Bu çerçevede, gerçek usulde vergilendirilen taksi işletmecisi, sürücü kursu ve otomobil kiralama şirketi gibi işletmelerin faaliyetleri ile ilgili satın aldıkları binek otomobilleri nedeniyle ödenen KDV indirim konusu yapılabilecektir. Bu mükelleflerin binek otomobilinin alış belgesinde gösterilen KDV, ait olduğu takvim yılı aşılmamak kaydıyla, ilgili belgelerin kanuni defterlere kaydedildiği vergilendirme döneminde, bu araçların fiilen faaliyette kullanılmaya başlanılıp başlanılmadığına bakılmaksızın indirilebilecektir.
Örneğin; mükellef tarafından araç kiralama faaliyetinde kullanılmak üzere Ocak/2010 döneminde satın alınan araç nedeniyle ödenen KDV, bu dönemde aracın kiralanıp kiralanmadığına bakılmaksızın indirilebilecektir.
Binek otomobili işletmeciliği ile uğraşan mükelleflerin işletme amacı dışında satın aldıkları binek otomobillerinin alış belgelerinde gösterilen KDV’nin indirim konusu yapılması mümkün bulunmamaktadır.
Örneğin;
– Otomobil kiralama şirketinin kiralama amacı dışında şirketin kendi ihtiyacı için aldığı otomobil (örneğin;
genel müdüre veya personele tahsis edilen otomobil vb.) nedeniyle yüklenilen KDV’nin indirim konusu yapılması mümkün bulunmamaktadır.
– A Oto Servis ve Ticaret A.Ş. nin test sürüşü aracı olarak aktifine kaydettiği binek otomobiline ait yüklenilen KDV’yi indirim konusu yapması mümkün değildir.

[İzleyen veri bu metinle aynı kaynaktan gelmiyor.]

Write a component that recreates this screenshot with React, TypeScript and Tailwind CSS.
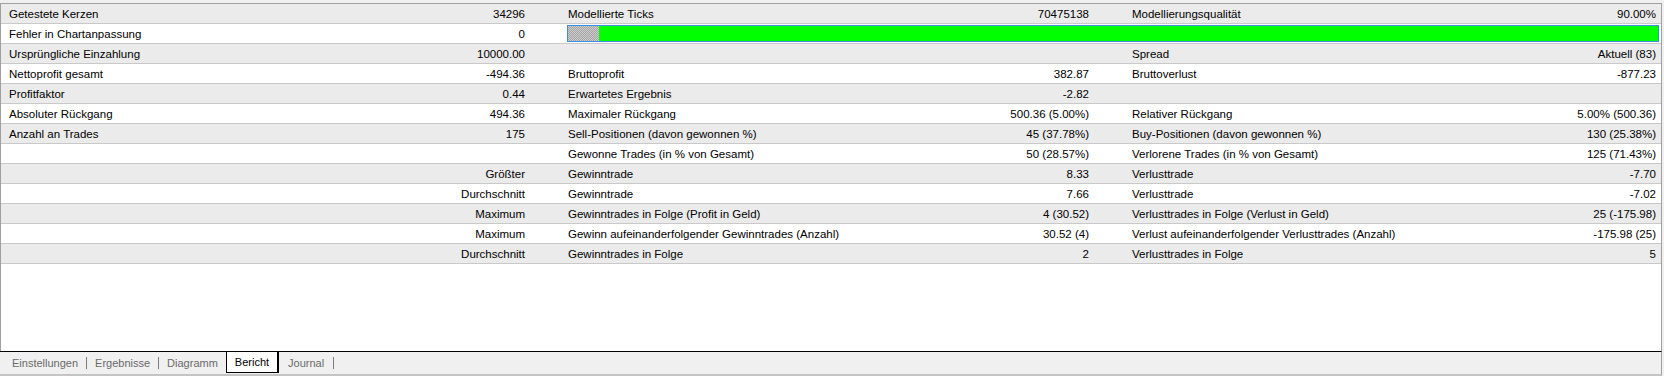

Türk Gümrük Tarife Cetvelinin 87.04 tarife pozisyonunda belirtilen taşıtların sonradan değişiklik yapılarak binek otomobiline dönüştürülmesi durumunda, bu taşıtların iktisabında yüklenilen KDV ile binek otomobiline dönüşüm nedeniyle oluşacak ÖTV farkı üzerinden hesaplanacak KDV indirim konusu yapılamayacaktır. Taşıtın alımında indirim konusu yapılan KDV ise, dönüşüm işleminin yapıldığı dönemde indirim hesaplarından çıkarılarak “İlave Edilecek KDV” olarak beyan edilecektir.
8.1.3. Zayi Olan Mallara Ait KDV
KDV sisteminde alış belgelerinde gösterilen verginin indirilmesi, bu malların satışı sırasında mala eklenen değerin vergilendirileceği düşüncesine dayanmaktadır. 1 Seri No.lu KDV Genel Tebliğinde, zayi olan mallar için satış ve dolayısıyla yaratılan bir katma değer olmayacağından, bu mallara ilişkin alış vesikalarında gösterilen verginin indirilmesinin, zayi olan mallar üzerindeki vergi yükünü tamamen ortadan kaldıracağı; bu nedenle, Kanunun 30/c maddesi uyarınca, zayi olan malların alış vesikalarında gösterilen KDV’nin mükellefin vergiye tabi işlemleri üzerinden hesaplanan KDV’den indirilemeyeceği belirtilmiştir.
Öte yandan aynı bentte, deprem, sel felaketi ve Maliye Bakanlığının yangın sebebiyle mücbir sebep ilan ettiği yerlerdeki yangın sonucu zayi olan mallar nedeniyle yüklenilen vergilerin indirimine olanak tanınmaktadır.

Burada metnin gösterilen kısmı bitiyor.